VERS LA FIN DES CABINETS ?
« Les cabinets sont un groupe d’hommes mis en place par la seule faveur du Prince ou du ministre, sans compétence particulière dans le domaine dont ils se trouvaient ainsi à s’occuper » (Professeur Vidalenc, 1975 au sujet de la Restauration). Les choses ont-elles bien changées depuis ? Le moins que l’on soit autorisé à dire est que nous sommes confrontés à un exemple de redondance, de millefeuille administratif inutile et budgétivore ! Si le nouveau ministre de la Fonction publique s’est donné pour mot d’ordre « Simplification », il a un chantier tout trouvé, le dégraissage des dizaines de cabinets des ministres de plein exercice, des ministres délégués et secrétaires d’État. Au moment où l’on nous annonce une cure d’amaigrissement de l’appareil d’État, les cabinets pourraient/devraient constituer une cible de choix. Au terme de ce voyage au bout du cabinet, le Quai d’Orsay ne devrait-il pas donner le bon exemple en y faisant le grand ménage ?
Les opinions exprimées ici n’engagent que leur auteur
[1] Décret n° 2025-1 du 2 janvier 2025 modifiant le décret n° 2024-892 du 23 septembre 2024 relatif à la composition des cabinets ministériels, Décrets, arrêtés, circulaires, Textes généraux, Premier ministre, JORF n° 0002 du 3 janvier 2025, texte n° 2.
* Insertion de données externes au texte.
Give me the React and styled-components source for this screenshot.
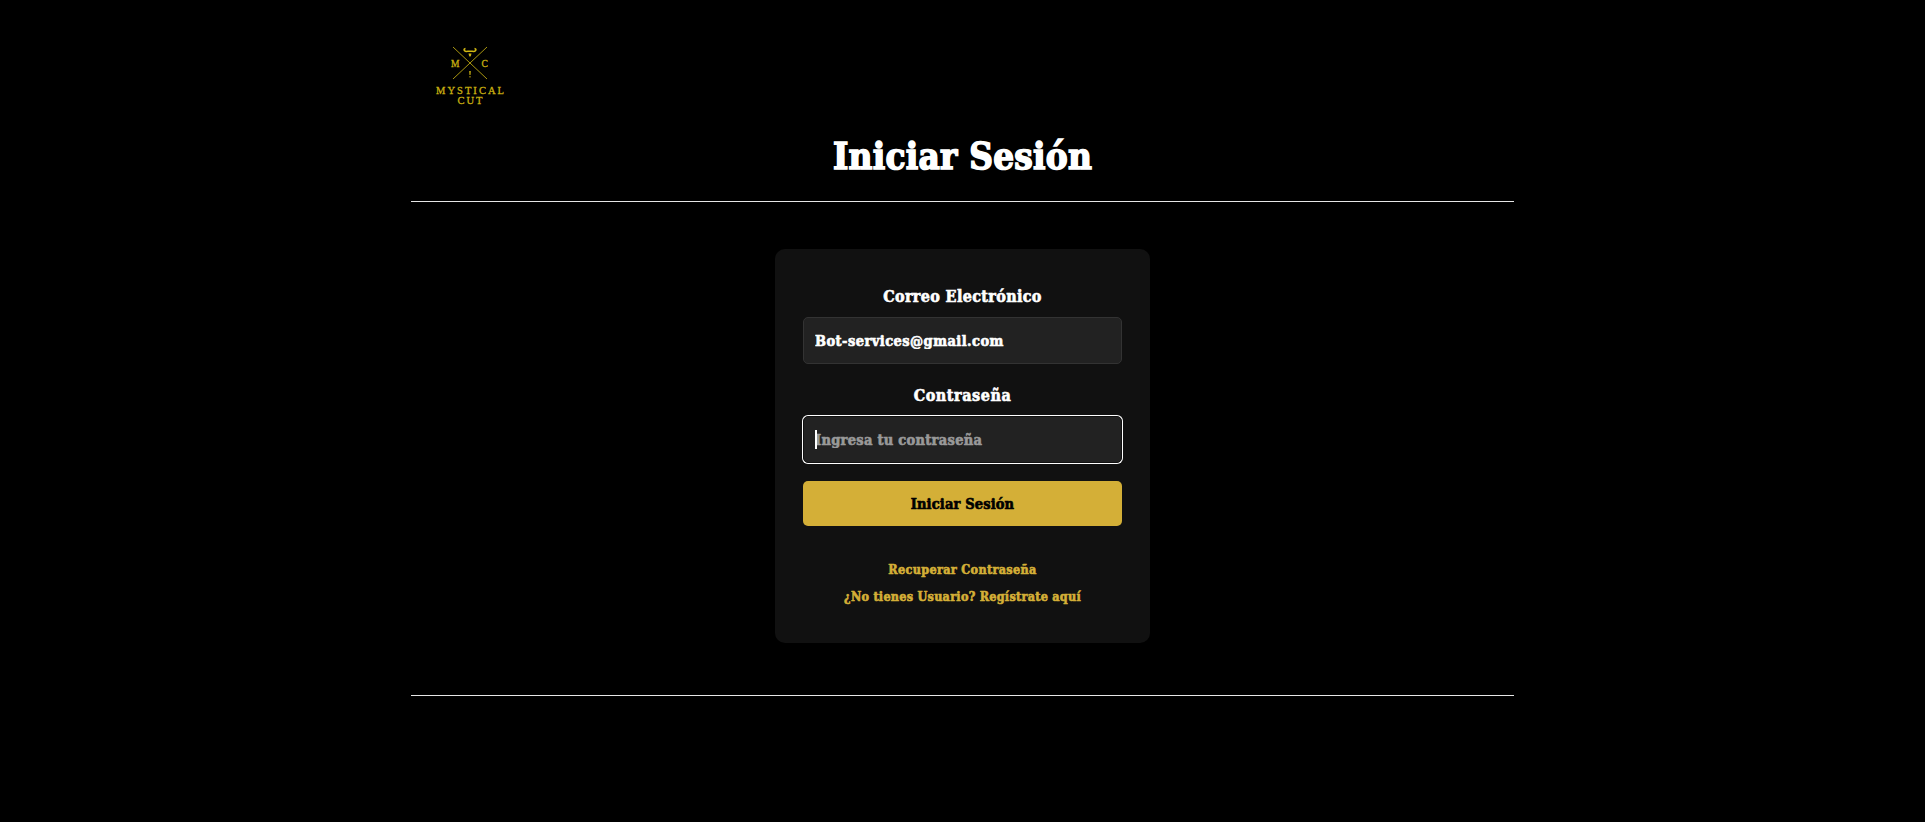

[2] Arrêté du 24 décembre 2024 portant nomination au cabinet du ministre de l’Europe et des affaires étrangères, Mesures nominatives, Ministère de l’Europe et des affaires étrangères, JORF n° 0307 du 28 décembre 2024, texte n° 50, Article 1.
[3] Par L, on entend « Lesbiennes », par G « Gays », par B « Bisexuel·le·s », par T « Trans », par Q « Queers », par I « Intersexué·e·s », par A « Asexuel·le·s » ou « Aromantique·s » et le + inclut les nombreux autres termes désignant les genres et les sexualités, www.sofelia.be .
[4] Raphaëlle Bacqué, Richie, Grasset, 2015. L’auteur évoque la galaxie « gay » du pouvoir, qui surnomme le Quai d’Orsay (le gay d’Orsay), ou le Conseil d’État (le conseil des tatas).